# [Extracted material]
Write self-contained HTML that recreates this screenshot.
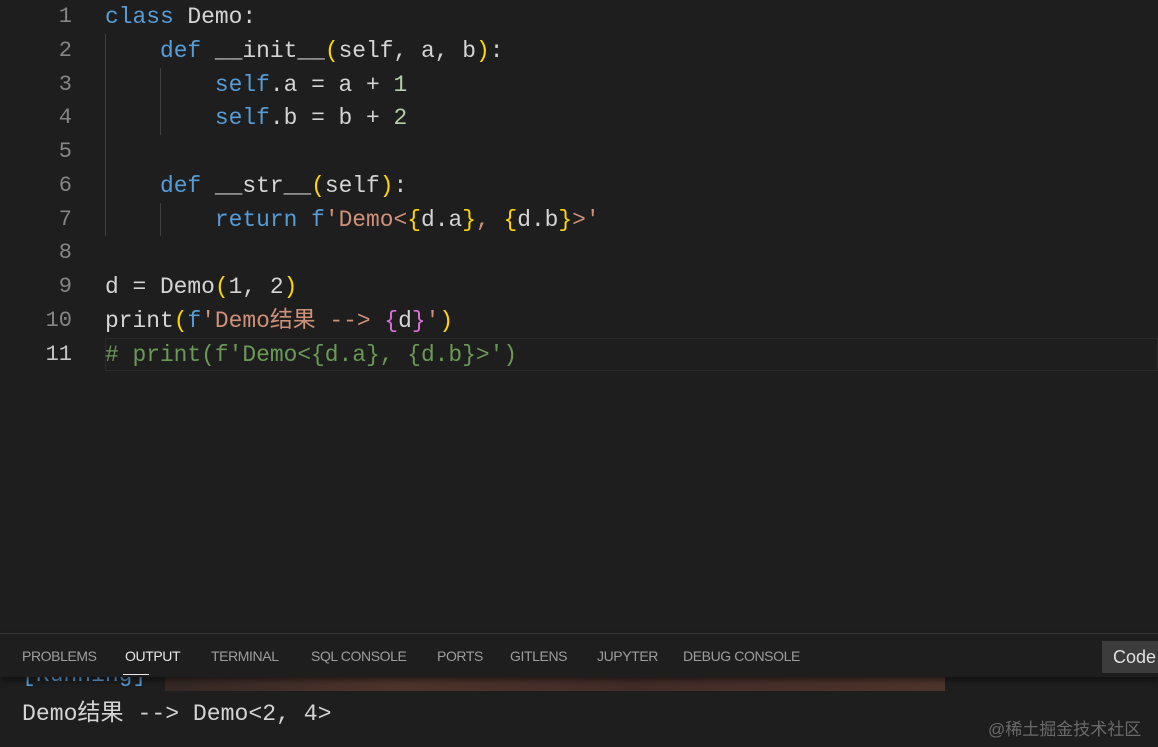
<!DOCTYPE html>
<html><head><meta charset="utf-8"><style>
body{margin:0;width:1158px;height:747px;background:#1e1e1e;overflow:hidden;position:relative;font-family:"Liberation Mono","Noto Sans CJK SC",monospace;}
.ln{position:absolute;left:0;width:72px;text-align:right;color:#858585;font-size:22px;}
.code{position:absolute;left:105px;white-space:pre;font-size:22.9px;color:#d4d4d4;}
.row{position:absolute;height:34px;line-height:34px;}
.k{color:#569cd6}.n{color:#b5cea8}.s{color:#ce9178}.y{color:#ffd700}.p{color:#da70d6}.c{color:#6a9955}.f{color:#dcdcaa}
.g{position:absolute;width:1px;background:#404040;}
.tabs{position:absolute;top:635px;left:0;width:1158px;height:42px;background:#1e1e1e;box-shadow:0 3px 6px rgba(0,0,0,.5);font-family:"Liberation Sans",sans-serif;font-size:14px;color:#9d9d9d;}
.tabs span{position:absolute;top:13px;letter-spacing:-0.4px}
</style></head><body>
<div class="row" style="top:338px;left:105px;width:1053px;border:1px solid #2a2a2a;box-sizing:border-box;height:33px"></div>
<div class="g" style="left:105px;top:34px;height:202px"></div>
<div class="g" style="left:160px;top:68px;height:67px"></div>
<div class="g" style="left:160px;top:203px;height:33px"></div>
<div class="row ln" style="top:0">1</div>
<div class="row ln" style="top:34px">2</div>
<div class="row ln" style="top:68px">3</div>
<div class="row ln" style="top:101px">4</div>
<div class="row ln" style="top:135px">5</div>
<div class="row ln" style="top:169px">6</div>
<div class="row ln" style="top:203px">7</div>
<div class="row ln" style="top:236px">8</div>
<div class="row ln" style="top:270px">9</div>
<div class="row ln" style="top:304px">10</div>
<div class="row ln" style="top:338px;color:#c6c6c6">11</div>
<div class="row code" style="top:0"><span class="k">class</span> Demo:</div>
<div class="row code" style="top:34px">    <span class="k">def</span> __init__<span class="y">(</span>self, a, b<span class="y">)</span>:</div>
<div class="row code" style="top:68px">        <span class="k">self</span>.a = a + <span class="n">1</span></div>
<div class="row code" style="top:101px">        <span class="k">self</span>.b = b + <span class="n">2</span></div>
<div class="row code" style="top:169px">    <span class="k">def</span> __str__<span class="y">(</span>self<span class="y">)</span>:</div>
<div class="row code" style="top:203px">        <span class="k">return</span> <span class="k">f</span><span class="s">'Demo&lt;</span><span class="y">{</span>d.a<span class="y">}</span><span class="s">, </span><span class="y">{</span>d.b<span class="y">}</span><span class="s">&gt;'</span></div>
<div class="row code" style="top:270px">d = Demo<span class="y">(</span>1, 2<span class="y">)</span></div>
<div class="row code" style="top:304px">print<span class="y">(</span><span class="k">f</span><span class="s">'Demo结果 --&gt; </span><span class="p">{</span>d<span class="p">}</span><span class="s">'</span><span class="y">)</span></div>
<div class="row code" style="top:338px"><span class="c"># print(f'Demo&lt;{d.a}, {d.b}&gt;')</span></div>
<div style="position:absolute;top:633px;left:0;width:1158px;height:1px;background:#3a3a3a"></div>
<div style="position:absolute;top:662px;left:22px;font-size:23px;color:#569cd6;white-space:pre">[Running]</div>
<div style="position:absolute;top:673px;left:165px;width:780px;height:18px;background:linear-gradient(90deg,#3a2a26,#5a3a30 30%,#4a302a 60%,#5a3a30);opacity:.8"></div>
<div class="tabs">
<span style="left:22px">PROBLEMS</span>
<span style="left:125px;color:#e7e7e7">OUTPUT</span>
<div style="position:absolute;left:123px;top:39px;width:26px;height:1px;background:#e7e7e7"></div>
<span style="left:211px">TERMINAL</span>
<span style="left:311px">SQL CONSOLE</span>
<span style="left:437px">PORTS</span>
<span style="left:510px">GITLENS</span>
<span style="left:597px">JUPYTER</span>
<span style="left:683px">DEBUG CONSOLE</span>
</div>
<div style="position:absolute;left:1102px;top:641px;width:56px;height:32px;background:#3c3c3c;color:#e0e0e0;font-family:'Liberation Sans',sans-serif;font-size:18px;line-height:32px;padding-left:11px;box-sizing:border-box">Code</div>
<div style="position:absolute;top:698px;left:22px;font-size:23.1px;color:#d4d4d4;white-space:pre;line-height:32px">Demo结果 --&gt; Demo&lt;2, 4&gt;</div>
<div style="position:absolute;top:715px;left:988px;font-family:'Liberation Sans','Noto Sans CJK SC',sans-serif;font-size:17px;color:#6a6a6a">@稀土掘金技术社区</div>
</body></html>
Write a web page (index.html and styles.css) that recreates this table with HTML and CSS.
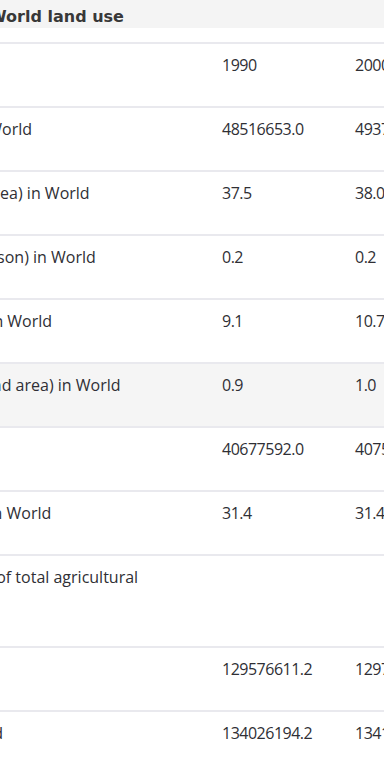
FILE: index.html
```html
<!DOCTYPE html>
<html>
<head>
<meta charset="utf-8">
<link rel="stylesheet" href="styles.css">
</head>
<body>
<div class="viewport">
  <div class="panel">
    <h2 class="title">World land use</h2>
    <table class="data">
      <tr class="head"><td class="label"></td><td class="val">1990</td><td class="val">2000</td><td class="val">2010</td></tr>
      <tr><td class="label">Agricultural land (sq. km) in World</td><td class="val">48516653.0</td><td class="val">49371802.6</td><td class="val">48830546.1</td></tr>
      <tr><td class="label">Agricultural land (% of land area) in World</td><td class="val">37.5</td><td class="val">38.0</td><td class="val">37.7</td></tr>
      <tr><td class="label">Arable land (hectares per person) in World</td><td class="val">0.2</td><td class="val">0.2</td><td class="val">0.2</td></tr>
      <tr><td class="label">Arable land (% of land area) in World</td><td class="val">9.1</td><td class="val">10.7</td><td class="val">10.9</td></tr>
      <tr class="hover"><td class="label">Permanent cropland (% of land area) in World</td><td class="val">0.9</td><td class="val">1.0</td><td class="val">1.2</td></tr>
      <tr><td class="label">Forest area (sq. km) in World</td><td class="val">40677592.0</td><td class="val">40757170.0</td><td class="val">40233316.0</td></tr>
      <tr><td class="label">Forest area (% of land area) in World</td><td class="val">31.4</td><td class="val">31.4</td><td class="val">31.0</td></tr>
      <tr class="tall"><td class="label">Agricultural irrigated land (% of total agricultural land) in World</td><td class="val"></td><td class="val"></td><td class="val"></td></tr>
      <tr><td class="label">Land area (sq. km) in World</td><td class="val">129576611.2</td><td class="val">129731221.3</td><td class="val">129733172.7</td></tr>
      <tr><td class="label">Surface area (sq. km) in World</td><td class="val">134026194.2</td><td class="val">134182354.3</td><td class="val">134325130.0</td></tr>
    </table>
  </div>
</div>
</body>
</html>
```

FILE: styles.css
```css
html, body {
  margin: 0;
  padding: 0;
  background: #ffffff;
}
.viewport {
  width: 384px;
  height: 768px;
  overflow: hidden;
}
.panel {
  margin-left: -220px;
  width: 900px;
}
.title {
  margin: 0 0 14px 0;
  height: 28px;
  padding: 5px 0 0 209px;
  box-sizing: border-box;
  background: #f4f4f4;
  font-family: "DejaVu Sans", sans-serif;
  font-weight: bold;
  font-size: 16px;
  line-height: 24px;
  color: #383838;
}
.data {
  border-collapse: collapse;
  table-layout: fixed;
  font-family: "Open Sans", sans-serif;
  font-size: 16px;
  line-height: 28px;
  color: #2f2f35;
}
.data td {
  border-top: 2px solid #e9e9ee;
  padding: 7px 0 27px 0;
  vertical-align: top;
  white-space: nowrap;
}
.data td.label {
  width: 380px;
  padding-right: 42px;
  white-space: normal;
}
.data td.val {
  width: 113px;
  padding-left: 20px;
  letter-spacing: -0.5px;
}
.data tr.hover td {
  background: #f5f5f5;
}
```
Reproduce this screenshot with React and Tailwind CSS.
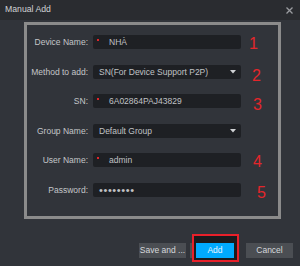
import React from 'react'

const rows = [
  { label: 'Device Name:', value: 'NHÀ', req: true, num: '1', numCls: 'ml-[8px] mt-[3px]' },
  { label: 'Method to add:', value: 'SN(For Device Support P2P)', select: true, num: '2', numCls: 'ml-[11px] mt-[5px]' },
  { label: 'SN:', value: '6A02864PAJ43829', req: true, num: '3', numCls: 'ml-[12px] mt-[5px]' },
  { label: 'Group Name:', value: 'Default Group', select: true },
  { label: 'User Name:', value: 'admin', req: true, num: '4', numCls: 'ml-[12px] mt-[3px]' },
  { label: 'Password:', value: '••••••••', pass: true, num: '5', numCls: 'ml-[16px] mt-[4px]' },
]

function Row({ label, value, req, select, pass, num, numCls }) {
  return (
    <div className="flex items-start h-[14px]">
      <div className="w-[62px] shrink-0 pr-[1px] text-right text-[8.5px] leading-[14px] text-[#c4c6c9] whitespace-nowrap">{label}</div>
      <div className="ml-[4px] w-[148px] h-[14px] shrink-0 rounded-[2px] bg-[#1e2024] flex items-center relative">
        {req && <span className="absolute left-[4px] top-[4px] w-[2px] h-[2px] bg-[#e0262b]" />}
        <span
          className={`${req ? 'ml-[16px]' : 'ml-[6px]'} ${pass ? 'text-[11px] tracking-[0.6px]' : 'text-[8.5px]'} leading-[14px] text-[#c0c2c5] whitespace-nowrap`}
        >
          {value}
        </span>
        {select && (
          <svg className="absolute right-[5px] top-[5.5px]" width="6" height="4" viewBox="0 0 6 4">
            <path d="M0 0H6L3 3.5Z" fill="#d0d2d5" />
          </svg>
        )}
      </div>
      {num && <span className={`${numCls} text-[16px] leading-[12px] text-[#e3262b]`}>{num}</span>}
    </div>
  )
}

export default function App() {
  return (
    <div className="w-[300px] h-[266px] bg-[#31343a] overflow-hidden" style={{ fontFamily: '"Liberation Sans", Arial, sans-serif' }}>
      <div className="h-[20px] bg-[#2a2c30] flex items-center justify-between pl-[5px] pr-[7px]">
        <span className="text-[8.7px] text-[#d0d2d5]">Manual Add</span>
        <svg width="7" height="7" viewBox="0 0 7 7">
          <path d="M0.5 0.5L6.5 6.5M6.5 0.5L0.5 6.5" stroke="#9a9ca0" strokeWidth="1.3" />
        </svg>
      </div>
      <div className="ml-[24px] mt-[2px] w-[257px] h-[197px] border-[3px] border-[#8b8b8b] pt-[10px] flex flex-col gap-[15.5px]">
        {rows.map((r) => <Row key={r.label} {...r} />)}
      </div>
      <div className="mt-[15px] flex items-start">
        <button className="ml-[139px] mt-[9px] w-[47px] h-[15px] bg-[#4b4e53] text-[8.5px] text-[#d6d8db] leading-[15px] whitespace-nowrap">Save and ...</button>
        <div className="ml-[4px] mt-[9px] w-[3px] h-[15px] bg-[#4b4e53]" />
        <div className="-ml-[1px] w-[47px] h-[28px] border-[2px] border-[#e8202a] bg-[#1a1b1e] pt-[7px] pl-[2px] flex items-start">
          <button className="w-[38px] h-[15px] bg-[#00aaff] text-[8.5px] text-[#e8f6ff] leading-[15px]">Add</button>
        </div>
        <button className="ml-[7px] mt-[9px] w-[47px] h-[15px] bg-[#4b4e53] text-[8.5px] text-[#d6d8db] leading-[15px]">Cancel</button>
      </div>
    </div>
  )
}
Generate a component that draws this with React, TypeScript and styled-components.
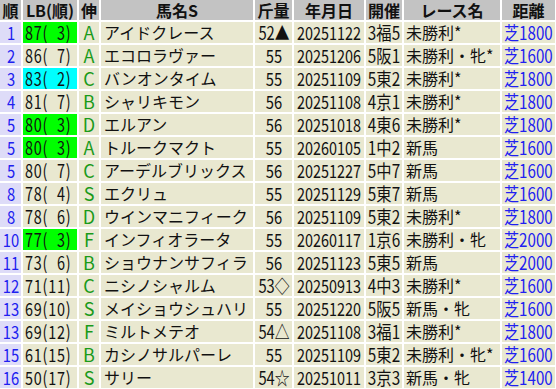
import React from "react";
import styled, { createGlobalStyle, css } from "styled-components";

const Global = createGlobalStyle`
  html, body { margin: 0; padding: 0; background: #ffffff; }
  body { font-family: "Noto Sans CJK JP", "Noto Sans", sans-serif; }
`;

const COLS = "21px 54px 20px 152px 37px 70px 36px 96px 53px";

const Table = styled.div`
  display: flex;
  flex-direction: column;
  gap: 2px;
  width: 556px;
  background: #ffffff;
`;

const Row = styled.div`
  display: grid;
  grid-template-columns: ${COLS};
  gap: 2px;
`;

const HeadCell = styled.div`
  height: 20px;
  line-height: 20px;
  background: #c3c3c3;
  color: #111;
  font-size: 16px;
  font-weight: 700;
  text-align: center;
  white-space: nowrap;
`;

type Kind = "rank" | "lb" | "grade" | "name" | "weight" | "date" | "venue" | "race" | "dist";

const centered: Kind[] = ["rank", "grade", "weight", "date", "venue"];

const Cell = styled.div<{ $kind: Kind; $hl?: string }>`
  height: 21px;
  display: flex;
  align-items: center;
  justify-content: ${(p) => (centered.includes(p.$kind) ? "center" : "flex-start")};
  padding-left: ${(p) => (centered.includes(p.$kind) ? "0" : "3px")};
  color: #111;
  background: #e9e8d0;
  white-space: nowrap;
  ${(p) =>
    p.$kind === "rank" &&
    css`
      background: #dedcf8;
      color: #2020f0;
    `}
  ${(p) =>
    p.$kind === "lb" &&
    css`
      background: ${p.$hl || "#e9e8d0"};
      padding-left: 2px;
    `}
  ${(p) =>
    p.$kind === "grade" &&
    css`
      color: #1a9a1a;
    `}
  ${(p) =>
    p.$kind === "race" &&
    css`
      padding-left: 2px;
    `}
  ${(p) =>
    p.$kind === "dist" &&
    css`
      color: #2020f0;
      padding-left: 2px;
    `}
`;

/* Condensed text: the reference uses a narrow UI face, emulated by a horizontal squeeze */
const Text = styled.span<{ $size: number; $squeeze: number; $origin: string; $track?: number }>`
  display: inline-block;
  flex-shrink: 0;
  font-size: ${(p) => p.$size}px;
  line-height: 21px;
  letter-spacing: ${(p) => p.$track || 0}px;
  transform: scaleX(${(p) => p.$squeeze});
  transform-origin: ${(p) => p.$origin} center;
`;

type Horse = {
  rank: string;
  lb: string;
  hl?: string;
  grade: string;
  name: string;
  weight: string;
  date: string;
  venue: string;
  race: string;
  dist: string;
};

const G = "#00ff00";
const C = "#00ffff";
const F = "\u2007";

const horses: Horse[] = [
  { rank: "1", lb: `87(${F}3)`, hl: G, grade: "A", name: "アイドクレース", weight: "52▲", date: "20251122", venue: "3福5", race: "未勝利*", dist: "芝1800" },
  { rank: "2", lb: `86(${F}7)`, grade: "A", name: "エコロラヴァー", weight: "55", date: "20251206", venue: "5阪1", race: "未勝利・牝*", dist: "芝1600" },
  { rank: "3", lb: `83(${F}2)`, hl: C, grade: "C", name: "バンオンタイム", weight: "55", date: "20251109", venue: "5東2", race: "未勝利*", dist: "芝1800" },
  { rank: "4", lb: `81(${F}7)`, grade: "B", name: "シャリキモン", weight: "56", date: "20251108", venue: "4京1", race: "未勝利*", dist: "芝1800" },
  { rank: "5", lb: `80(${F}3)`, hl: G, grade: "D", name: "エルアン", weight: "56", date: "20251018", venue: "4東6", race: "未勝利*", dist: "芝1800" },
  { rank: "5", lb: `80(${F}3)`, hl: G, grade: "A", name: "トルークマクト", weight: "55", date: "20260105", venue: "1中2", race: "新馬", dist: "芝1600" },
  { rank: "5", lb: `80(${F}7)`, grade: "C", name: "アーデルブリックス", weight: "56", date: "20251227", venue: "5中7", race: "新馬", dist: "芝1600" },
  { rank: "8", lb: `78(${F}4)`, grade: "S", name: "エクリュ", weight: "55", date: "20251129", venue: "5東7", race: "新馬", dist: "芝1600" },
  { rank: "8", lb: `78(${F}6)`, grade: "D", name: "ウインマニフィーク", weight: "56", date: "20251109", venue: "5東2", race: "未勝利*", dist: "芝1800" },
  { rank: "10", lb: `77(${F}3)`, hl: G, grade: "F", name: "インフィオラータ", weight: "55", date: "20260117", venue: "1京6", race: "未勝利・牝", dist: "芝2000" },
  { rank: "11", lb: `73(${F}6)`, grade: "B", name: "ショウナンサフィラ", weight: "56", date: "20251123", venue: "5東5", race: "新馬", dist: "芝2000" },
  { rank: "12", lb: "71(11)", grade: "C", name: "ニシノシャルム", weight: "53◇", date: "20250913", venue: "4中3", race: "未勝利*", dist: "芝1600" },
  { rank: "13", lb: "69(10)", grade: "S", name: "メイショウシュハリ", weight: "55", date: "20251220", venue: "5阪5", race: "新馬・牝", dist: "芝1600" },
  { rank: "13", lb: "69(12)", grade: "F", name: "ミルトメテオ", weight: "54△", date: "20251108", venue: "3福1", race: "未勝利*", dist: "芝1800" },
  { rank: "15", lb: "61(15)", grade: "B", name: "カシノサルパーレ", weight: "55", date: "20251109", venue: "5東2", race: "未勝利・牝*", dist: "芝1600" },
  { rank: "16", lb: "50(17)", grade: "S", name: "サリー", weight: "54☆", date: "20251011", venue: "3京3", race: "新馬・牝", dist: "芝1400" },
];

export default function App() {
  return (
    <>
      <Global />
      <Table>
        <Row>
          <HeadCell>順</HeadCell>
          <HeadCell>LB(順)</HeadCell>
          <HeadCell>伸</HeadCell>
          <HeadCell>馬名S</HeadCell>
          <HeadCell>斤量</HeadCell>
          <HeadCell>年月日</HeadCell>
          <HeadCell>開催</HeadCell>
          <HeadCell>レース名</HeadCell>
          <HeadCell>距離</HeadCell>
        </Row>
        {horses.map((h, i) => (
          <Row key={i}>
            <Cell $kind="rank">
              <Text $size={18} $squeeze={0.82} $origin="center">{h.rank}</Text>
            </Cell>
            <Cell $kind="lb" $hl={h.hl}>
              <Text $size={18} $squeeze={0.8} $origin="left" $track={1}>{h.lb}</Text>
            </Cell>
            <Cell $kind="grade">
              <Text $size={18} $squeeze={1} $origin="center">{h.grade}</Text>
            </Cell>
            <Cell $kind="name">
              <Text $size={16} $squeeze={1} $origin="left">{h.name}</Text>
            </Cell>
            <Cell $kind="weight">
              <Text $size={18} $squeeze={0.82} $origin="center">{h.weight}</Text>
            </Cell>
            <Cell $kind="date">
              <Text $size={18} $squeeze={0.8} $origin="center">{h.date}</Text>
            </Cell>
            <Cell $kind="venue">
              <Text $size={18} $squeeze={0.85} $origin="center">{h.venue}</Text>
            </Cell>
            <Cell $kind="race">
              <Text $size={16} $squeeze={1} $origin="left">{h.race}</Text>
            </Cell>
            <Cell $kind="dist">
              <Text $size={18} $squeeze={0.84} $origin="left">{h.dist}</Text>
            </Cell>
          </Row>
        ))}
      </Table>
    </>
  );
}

# [Task]
Using the data above, print only the lines starting at the one with "Generate a component" and ending at the one with "54px 20px 152px", exactly as they stand, minus the pictures.

# [Answer to this task]
Generate a component that draws this with React, TypeScript and styled-components.
import React from "react";
import styled, { createGlobalStyle, css } from "styled-components";

const Global = createGlobalStyle`
  html, body { margin: 0; padding: 0; background: #ffffff; }
  body { font-family: "Noto Sans CJK JP", "Noto Sans", sans-serif; }
`;

const COLS = "21px 54px 20px 152px 37px 70px 36px 96px 53px";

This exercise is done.